PAYETTE: From the deck of the fishing boat, Proud Maid, he and another researcher plunged into the 50-degree water of Lake Michigan to have look. L'Hour says it feels like the beam is attached to something. He says you can move it but not very much.

MICHEL L'HOUR: Either this timber is very deeply cemented in the sedimentation of the lake or it's connected to another structure. I don't know what.

PAYETTE: A team of divers is excavating a test pit alongside the timber. Last night the pit showed that the timber is at least 18 feet long. L'Hour says the woodwork is typical of vessels from that era but that doesn't yet tell them much. The ship's hull, if there is one down there, will tell them much more.

L'HOUR: It's more, probably, not only details about the shipbuilding but about some artifacts which can be conserved in the hull. And in association between the artifacts and shipbuilding we can be sure of the origin of the ship. But at the moment we have nothing of that.

PAYETTE: The Griffin was a symbol of France's ambitions in North America. Robert de La Salle was sent by Louis XIV to build a fort at the mouth of the Mississippi River and the boat was built to support that mission. Rich Gross is a historian who has worked with Great Lakes Exploration. He says the King wanted to keep the British out of the Mississippi River Basin.

RICH GROSS: So the English were, at that time, pretty much sealed off east of the Appalachian Mountains.

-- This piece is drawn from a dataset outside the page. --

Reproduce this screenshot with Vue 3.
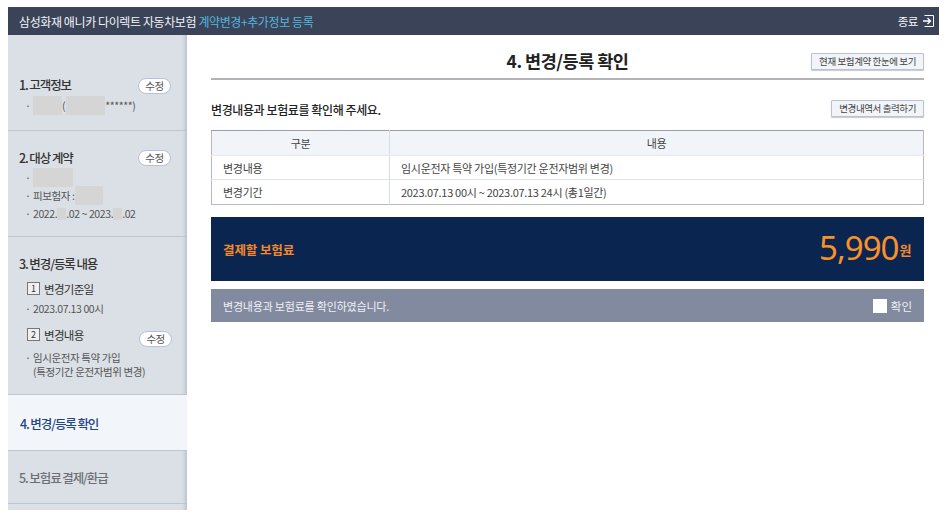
<script setup>
const rows = [
  { label: '변경내용', value: '임시운전자 특약 가입(특정기간 운전자범위 변경)' },
  { label: '변경기간', value: '2023.07.13 00시 ~ 2023.07.13 24시 (총1일간)' }
]
</script>

<template>
  <div class="page">
    <header class="topbar">
      <div class="title">삼성화재 애니카 다이렉트 자동차보험 <span class="accent">계약변경+추가정보 등록</span></div>
      <div class="close">
        <span>종료</span>
        <svg width="12" height="12" viewBox="0 0 12 12" fill="none">
          <path d="M2.5 .5H11.5V11.5H2.5" stroke="#fff" stroke-width="1" />
          <path d="M1 6H8.5M5.5 3L8.5 6L5.5 9" stroke="#fff" stroke-width="1.3" />
        </svg>
      </div>
    </header>
    <div class="body">
      <aside class="side">
        <section class="step s1">
          <div class="step-head"><h3>1. 고객정보</h3><span class="pill">수정</span></div>
          <div class="li"><i>·</i><span class="blur w29"></span><span class="tight">(</span><span class="blur w39"></span><span>******)</span></div>
        </section>
        <section class="step s2">
          <div class="step-head"><h3>2. 대상 계약</h3><span class="pill">수정</span></div>
          <div class="li"><i>·</i><span class="blur w40"></span></div>
          <div class="li"><i>·</i><span>피보험자 : </span><span class="blur w28"></span></div>
          <div class="li"><i>·</i><span>2022.</span><span class="blur w9 short"></span><span>.02 ~ 2023.</span><span class="blur w9 short"></span><span>.02</span></div>
        </section>
        <section class="step s3">
          <h3>3. 변경/등록 내용</h3>
          <div class="sub"><b class="num">1</b><span>변경기준일</span></div>
          <div class="li"><i>·</i><span>2023.07.13 00시</span></div>
          <div class="sub sub2"><b class="num">2</b><span>변경내용</span><span class="pill">수정</span></div>
          <div class="li li-wrap"><i>·</i><span>임시운전자 특약 가입<br />(특정기간 운전자범위 변경)</span></div>
        </section>
        <section class="step s4"><h3>4. 변경/등록 확인</h3></section>
        <section class="step s5"><h3>5. 보험료 결제/환급</h3></section>
        <div class="s6"></div>
      </aside>
      <main class="main">
        <div class="main-head">
          <h1>4. 변경/등록 확인</h1>
          <button class="btn">현재 보험계약 한눈에 보기</button>
        </div>
        <div class="lead">
          <p>변경내용과 보험료를 확인해 주세요.</p>
          <button class="btn">변경내역서 출력하기</button>
        </div>
        <table class="tbl">
          <thead>
            <tr><th class="c1">구분</th><th>내용</th></tr>
          </thead>
          <tbody>
            <tr v-for="r in rows" :key="r.label"><td>{{ r.label }}</td><td>{{ r.value }}</td></tr>
          </tbody>
        </table>
        <div class="pay">
          <span class="pay-label">결제할 보험료</span>
          <span class="pay-amt"><strong>5,990</strong><em>원</em></span>
        </div>
        <div class="confirm">
          <span>변경내용과 보험료를 확인하였습니다.</span>
          <label class="check"><i class="box"></i>확인</label>
        </div>
      </main>
    </div>
  </div>
</template>

<style>
html, body { margin: 0; background: #fff; }
</style>

<style scoped>
.page {
  width: 931px;
  height: 503px;
  margin: 7px 0 0 8px;
  font-family: "Noto Sans CJK KR", "Noto Sans", sans-serif;
  color: #444;
  font-size: 11px;
  letter-spacing: -0.4px;
  overflow: hidden;
}
.topbar {
  height: 28px;
  background: #3a4358;
  display: flex;
  align-items: center;
  justify-content: space-between;
  padding: 0 5px 0 11px;
  color: #f2f4f7;
  font-size: 12px;
}
.accent { color: #54b6de; }
.close { display: flex; align-items: center; gap: 4px; font-size: 11.5px; }
.body { display: flex; height: 475px; }
.side {
  width: 179px;
  flex: none;
  background: #dbe0e6;
  box-shadow: inset -5px 0 5px -4px #aab2c2;
  display: flex;
  flex-direction: column;
}
.step { box-sizing: border-box; padding: 0 11px; border-bottom: 1px solid #bfc5d0; }
h3 { margin: 0; font-size: 12.5px; font-weight: 500; color: #333; letter-spacing: -1.1px; }
.step-head { display: flex; align-items: center; justify-content: space-between; padding-right: 5px; }
.step-head h3 { margin-bottom: 2px; }
.s1 { height: 96px; padding-top: 40px; }
.s2 { height: 106px; padding-top: 17px; }
.s3 { height: 159px; padding-top: 17px; }
.s4 {
  height: 56px;
  padding-top: 2px;
  background: #f2f5fa;
  display: flex;
  align-items: center;
}
.s4 h3 { color: #1f4582; margin-left: 1px; }
.s5 { height: 53px; display: flex; align-items: center; padding-top: 1px; }
.s5 h3 { color: #6c6f75; }
.s6 { height: 6px; }
.pill {
  box-sizing: border-box;
  width: 33px;
  height: 16px;
  border: 1px solid #b9bfdc;
  border-radius: 8px;
  background: #fff;
  font-size: 10.5px;
  line-height: 14px;
  text-align: center;
  color: #555;
  flex: none;
}
.li { display: flex; align-items: center; height: 18px; font-size: 10.5px; color: #555; padding-left: 6px; }
.li i { font-style: normal; width: 8px; flex: none; }
.blur { display: inline-block; height: 19px; background: #d6d5d5; flex: none; }
.w29 { width: 29px; }
.w40 { width: 40px; }
.w39 { width: 39px; }
.w28 { width: 28px; }
.w9 { width: 9px; }
.short { height: 12px; }
.tight { margin-right: 1px; }
.sub {
  display: flex;
  align-items: center;
  gap: 4px;
  font-size: 11.5px;
  letter-spacing: -0.7px;
  color: #333;
  margin: 7px 0 0 8px;
  height: 18px;
}
.sub2 { margin-top: 8px; }
.sub2 .pill { margin-left: auto; margin-right: 4px; margin-top: 8px; }
.num {
  box-sizing: border-box;
  width: 13px;
  height: 13px;
  border: 1px solid #777;
  background: #eef0f3;
  font-size: 9px;
  font-weight: 400;
  line-height: 11px;
  text-align: center;
  letter-spacing: 0;
}
.s3 .li { margin-top: 2px; }
.s3 .li-wrap { height: auto; align-items: flex-start; line-height: 14px; margin-top: 7px; }
.main { flex: 1; padding: 0 15px 0 24px; min-width: 0; }
.main-head {
  height: 43px;
  border-bottom: 2px solid #b4b4b8;
  display: grid;
  grid-template-columns: 1fr auto 1fr;
  align-items: start;
}
h1 {
  grid-column: 2;
  margin: 14px 0 0;
  text-align: center;
  font-size: 17.5px;
  line-height: 24px;
  font-weight: 700;
  color: #222;
  letter-spacing: -0.5px;
}
.btn {
  box-sizing: border-box;
  height: 17px;
  padding: 0 7px;
  border: 1px solid #bcc2cc;
  border-radius: 1px;
  background: #f1f4f8;
  box-shadow: 0 1px 1px #c5cad3;
  font: inherit;
  font-size: 9.5px;
  letter-spacing: -0.4px;
  line-height: 15px;
  color: #444;
}
.main-head .btn { grid-column: 3; justify-self: end; margin-top: 18px; }
.lead { display: flex; align-items: flex-start; justify-content: space-between; height: 18px; margin-top: 20px; }
.lead p { margin: 0; font-size: 12px; font-weight: 500; color: #222; line-height: 20px; }
.tbl {
  width: 100%;
  margin-top: 12px;
  border-collapse: collapse;
  table-layout: fixed;
  border: 1px solid #b5b9c2;
  border-top: 1px solid #9a9ea8;
  font-size: 11px;
  letter-spacing: -0.3px;
}
th { height: 24px; background: #f1f4f9; font-weight: 400; border-bottom: 1px solid #e6eaf0; padding: 0; }
td { height: 23px; padding: 0 11px; border-top: 1px solid #e0e4ea; }
tr:last-child td { height: 24px; }
.c1 { width: 177px; }
th + th, td + td { border-left: 1px solid #d8dce4; }
.pay {
  box-sizing: border-box;
  height: 64px;
  margin-top: 12px;
  background: #0a2550;
  display: flex;
  align-items: center;
  justify-content: space-between;
  padding: 0 13px 0 12px;
  color: #f5892a;
}
.pay-label { font-size: 12.5px; font-weight: 700; letter-spacing: -0.1px; }
.pay-amt { display: flex; align-items: center; }
.pay-amt strong {
  font-family: "Noto Sans", sans-serif;
  font-size: 33px;
  line-height: 40px;
  margin-bottom: 2px;
  font-weight: 400;
  letter-spacing: -1px;
  color: #fa9128;
}
.pay-amt em { font-style: normal; font-size: 13px; font-weight: 700; margin-left: 1px; }
.confirm {
  box-sizing: border-box;
  height: 33px;
  margin-top: 8px;
  background: #828aa0;
  display: flex;
  align-items: center;
  justify-content: space-between;
  padding: 0 12px;
  color: #f0f1f4;
  letter-spacing: -0.2px;
}
.check { display: flex; align-items: center; gap: 4px; font-size: 11.5px; letter-spacing: 0; }
.box { width: 14px; height: 14px; background: #fff; display: block; }
</style>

If they had come over the mountains and started trading with the Indians, there goes the supply of furs, and the entire economy of New France was based on the fur trade.

PAYETTE: The Griffin sank on its first voyage and the fort was never built. If found, the ship would belong to France. And divers will continue today to dredge the site at the bottom of Lake Michigan where they think it came to rest. For NPR News I'm Peter Payette in Fairport, Michigan.